▶ [Set task]
Quote the records below in full, exactly as given, with the images taken out.

........

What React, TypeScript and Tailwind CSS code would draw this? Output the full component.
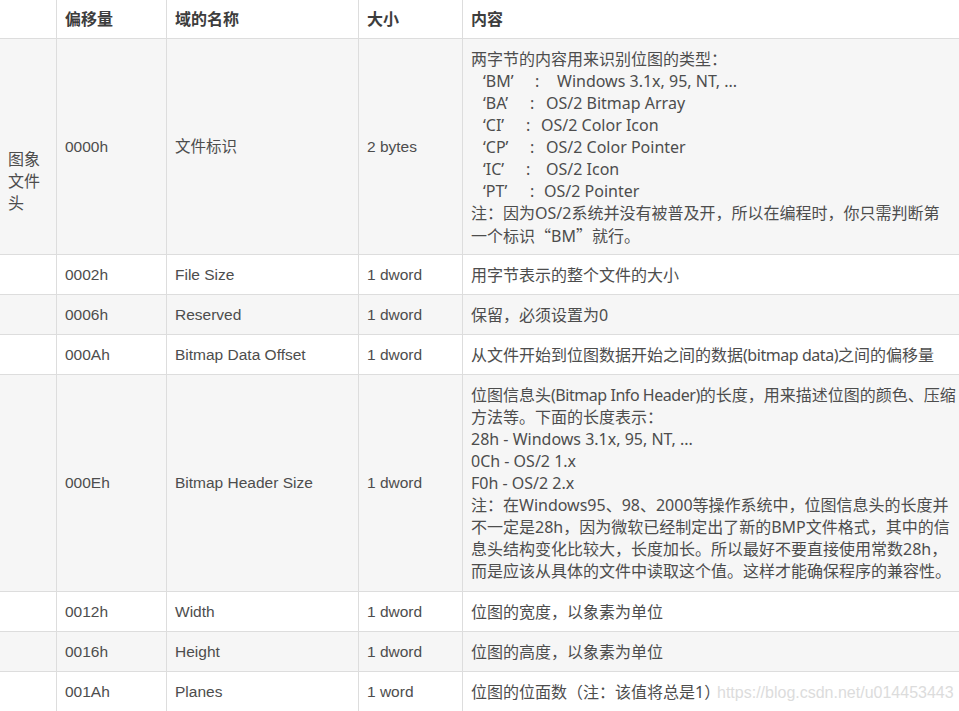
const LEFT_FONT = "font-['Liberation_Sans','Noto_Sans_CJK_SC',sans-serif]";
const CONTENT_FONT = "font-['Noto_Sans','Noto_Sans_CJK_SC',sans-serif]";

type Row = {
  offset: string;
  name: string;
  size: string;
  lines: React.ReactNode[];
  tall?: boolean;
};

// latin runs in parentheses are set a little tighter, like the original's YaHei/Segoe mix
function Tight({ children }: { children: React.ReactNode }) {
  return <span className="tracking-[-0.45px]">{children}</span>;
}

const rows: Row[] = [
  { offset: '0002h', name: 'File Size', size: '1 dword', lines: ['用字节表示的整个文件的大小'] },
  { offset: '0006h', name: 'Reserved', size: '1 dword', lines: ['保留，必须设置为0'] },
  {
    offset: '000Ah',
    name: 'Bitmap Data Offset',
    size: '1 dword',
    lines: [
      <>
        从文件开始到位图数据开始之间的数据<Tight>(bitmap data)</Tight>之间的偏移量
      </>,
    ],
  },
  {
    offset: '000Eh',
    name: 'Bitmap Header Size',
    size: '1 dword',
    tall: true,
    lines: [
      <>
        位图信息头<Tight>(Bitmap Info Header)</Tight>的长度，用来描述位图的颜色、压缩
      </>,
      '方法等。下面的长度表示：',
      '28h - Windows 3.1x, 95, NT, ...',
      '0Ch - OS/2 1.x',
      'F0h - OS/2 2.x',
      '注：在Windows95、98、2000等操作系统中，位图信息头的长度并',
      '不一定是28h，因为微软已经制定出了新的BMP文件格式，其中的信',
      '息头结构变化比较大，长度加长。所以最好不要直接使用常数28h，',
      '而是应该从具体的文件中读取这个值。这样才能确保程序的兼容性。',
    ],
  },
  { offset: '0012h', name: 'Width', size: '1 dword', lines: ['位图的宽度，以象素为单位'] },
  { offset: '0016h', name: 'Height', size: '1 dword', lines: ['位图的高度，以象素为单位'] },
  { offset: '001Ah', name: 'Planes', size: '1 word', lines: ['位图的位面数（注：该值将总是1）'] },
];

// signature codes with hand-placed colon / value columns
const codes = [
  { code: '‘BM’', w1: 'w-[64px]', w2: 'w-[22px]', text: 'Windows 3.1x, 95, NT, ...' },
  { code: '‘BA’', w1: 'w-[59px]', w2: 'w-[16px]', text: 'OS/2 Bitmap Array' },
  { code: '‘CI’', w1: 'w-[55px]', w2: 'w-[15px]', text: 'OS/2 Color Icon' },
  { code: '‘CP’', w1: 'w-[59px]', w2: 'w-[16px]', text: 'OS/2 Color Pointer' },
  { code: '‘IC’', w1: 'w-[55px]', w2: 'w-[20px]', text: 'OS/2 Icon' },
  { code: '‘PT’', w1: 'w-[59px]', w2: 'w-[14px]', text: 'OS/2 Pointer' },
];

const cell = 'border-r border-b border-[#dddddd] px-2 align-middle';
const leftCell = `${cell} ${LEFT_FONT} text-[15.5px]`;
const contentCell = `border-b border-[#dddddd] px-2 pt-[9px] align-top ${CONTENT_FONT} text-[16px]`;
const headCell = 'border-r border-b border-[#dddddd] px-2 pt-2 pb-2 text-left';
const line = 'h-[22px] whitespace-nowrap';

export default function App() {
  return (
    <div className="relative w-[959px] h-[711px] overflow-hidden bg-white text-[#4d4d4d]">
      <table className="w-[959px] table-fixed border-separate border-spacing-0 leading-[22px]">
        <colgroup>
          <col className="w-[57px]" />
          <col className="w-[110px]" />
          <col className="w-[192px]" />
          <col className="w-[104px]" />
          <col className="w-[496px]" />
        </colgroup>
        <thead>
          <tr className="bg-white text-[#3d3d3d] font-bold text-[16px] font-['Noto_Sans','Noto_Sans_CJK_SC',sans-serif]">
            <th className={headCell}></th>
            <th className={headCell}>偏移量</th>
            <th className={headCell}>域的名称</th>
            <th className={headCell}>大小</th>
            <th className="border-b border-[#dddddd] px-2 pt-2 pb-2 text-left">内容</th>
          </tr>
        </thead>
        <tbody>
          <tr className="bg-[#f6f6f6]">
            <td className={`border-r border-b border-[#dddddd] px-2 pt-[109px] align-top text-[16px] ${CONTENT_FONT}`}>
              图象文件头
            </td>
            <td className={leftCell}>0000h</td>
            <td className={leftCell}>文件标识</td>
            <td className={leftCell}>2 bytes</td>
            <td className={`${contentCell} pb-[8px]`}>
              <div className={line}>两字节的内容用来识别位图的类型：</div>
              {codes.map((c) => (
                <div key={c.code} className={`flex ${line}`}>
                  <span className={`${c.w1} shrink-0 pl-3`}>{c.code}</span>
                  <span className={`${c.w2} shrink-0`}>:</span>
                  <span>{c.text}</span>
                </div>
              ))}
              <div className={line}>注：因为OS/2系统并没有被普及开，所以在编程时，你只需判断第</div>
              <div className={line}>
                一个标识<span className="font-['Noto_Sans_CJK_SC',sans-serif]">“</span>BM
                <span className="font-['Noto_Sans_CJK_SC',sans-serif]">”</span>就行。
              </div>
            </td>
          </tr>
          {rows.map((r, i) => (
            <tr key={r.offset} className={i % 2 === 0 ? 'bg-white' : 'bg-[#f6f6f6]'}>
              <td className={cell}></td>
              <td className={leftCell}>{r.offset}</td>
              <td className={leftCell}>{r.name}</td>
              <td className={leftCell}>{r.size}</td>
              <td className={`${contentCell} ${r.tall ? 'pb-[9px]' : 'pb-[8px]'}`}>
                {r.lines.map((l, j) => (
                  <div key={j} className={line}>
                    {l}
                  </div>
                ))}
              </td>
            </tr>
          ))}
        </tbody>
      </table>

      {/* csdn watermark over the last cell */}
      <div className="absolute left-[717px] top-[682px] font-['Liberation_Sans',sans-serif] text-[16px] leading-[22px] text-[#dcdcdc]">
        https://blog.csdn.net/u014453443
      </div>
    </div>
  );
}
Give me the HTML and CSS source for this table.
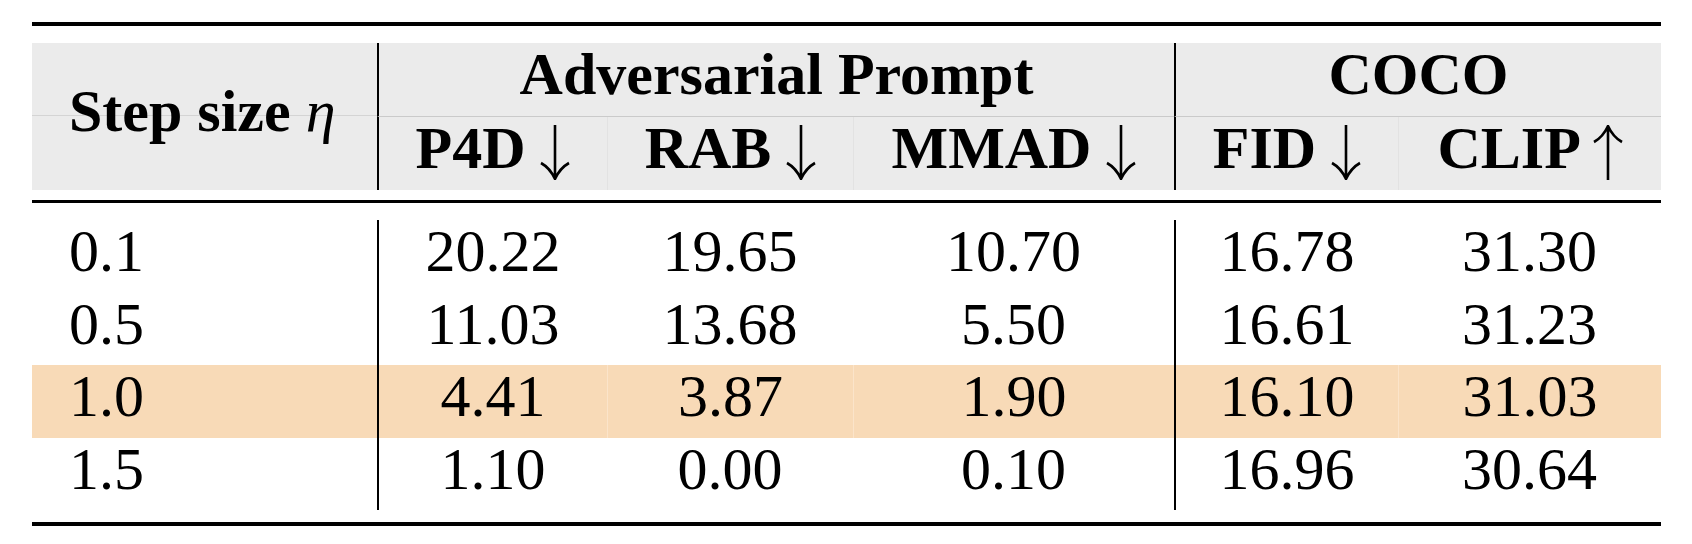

........

▶ [Task result]
What React, TypeScript and Tailwind CSS code would draw this? Output the full component.
const LEFT_FONT = "font-['Liberation_Sans','Noto_Sans_CJK_SC',sans-serif]";
const CONTENT_FONT = "font-['Noto_Sans','Noto_Sans_CJK_SC',sans-serif]";

type Row = {
  offset: string;
  name: string;
  size: string;
  lines: React.ReactNode[];
  tall?: boolean;
};

// latin runs in parentheses are set a little tighter, like the original's YaHei/Segoe mix
function Tight({ children }: { children: React.ReactNode }) {
  return <span className="tracking-[-0.45px]">{children}</span>;
}

const rows: Row[] = [
  { offset: '0002h', name: 'File Size', size: '1 dword', lines: ['用字节表示的整个文件的大小'] },
  { offset: '0006h', name: 'Reserved', size: '1 dword', lines: ['保留，必须设置为0'] },
  {
    offset: '000Ah',
    name: 'Bitmap Data Offset',
    size: '1 dword',
    lines: [
      <>
        从文件开始到位图数据开始之间的数据<Tight>(bitmap data)</Tight>之间的偏移量
      </>,
    ],
  },
  {
    offset: '000Eh',
    name: 'Bitmap Header Size',
    size: '1 dword',
    tall: true,
    lines: [
      <>
        位图信息头<Tight>(Bitmap Info Header)</Tight>的长度，用来描述位图的颜色、压缩
      </>,
      '方法等。下面的长度表示：',
      '28h - Windows 3.1x, 95, NT, ...',
      '0Ch - OS/2 1.x',
      'F0h - OS/2 2.x',
      '注：在Windows95、98、2000等操作系统中，位图信息头的长度并',
      '不一定是28h，因为微软已经制定出了新的BMP文件格式，其中的信',
      '息头结构变化比较大，长度加长。所以最好不要直接使用常数28h，',
      '而是应该从具体的文件中读取这个值。这样才能确保程序的兼容性。',
    ],
  },
  { offset: '0012h', name: 'Width', size: '1 dword', lines: ['位图的宽度，以象素为单位'] },
  { offset: '0016h', name: 'Height', size: '1 dword', lines: ['位图的高度，以象素为单位'] },
  { offset: '001Ah', name: 'Planes', size: '1 word', lines: ['位图的位面数（注：该值将总是1）'] },
];

// signature codes with hand-placed colon / value columns
const codes = [
  { code: '‘BM’', w1: 'w-[64px]', w2: 'w-[22px]', text: 'Windows 3.1x, 95, NT, ...' },
  { code: '‘BA’', w1: 'w-[59px]', w2: 'w-[16px]', text: 'OS/2 Bitmap Array' },
  { code: '‘CI’', w1: 'w-[55px]', w2: 'w-[15px]', text: 'OS/2 Color Icon' },
  { code: '‘CP’', w1: 'w-[59px]', w2: 'w-[16px]', text: 'OS/2 Color Pointer' },
  { code: '‘IC’', w1: 'w-[55px]', w2: 'w-[20px]', text: 'OS/2 Icon' },
  { code: '‘PT’', w1: 'w-[59px]', w2: 'w-[14px]', text: 'OS/2 Pointer' },
];

const cell = 'border-r border-b border-[#dddddd] px-2 align-middle';
const leftCell = `${cell} ${LEFT_FONT} text-[15.5px]`;
const contentCell = `border-b border-[#dddddd] px-2 pt-[9px] align-top ${CONTENT_FONT} text-[16px]`;
const headCell = 'border-r border-b border-[#dddddd] px-2 pt-2 pb-2 text-left';
const line = 'h-[22px] whitespace-nowrap';

export default function App() {
  return (
    <div className="relative w-[959px] h-[711px] overflow-hidden bg-white text-[#4d4d4d]">
      <table className="w-[959px] table-fixed border-separate border-spacing-0 leading-[22px]">
        <colgroup>
          <col className="w-[57px]" />
          <col className="w-[110px]" />
          <col className="w-[192px]" />
          <col className="w-[104px]" />
          <col className="w-[496px]" />
        </colgroup>
        <thead>
          <tr className="bg-white text-[#3d3d3d] font-bold text-[16px] font-['Noto_Sans','Noto_Sans_CJK_SC',sans-serif]">
            <th className={headCell}></th>
            <th className={headCell}>偏移量</th>
            <th className={headCell}>域的名称</th>
            <th className={headCell}>大小</th>
            <th className="border-b border-[#dddddd] px-2 pt-2 pb-2 text-left">内容</th>
          </tr>
        </thead>
        <tbody>
          <tr className="bg-[#f6f6f6]">
            <td className={`border-r border-b border-[#dddddd] px-2 pt-[109px] align-top text-[16px] ${CONTENT_FONT}`}>
              图象文件头
            </td>
            <td className={leftCell}>0000h</td>
            <td className={leftCell}>文件标识</td>
            <td className={leftCell}>2 bytes</td>
            <td className={`${contentCell} pb-[8px]`}>
              <div className={line}>两字节的内容用来识别位图的类型：</div>
              {codes.map((c) => (
                <div key={c.code} className={`flex ${line}`}>
                  <span className={`${c.w1} shrink-0 pl-3`}>{c.code}</span>
                  <span className={`${c.w2} shrink-0`}>:</span>
                  <span>{c.text}</span>
                </div>
              ))}
              <div className={line}>注：因为OS/2系统并没有被普及开，所以在编程时，你只需判断第</div>
              <div className={line}>
                一个标识<span className="font-['Noto_Sans_CJK_SC',sans-serif]">“</span>BM
                <span className="font-['Noto_Sans_CJK_SC',sans-serif]">”</span>就行。
              </div>
            </td>
          </tr>
          {rows.map((r, i) => (
            <tr key={r.offset} className={i % 2 === 0 ? 'bg-white' : 'bg-[#f6f6f6]'}>
              <td className={cell}></td>
              <td className={leftCell}>{r.offset}</td>
              <td className={leftCell}>{r.name}</td>
              <td className={leftCell}>{r.size}</td>
              <td className={`${contentCell} ${r.tall ? 'pb-[9px]' : 'pb-[8px]'}`}>
                {r.lines.map((l, j) => (
                  <div key={j} className={line}>
                    {l}
                  </div>
                ))}
              </td>
            </tr>
          ))}
        </tbody>
      </table>

      {/* csdn watermark over the last cell */}
      <div className="absolute left-[717px] top-[682px] font-['Liberation_Sans',sans-serif] text-[16px] leading-[22px] text-[#dcdcdc]">
        https://blog.csdn.net/u014453443
      </div>
    </div>
  );
}
Give me the HTML and CSS source for this table.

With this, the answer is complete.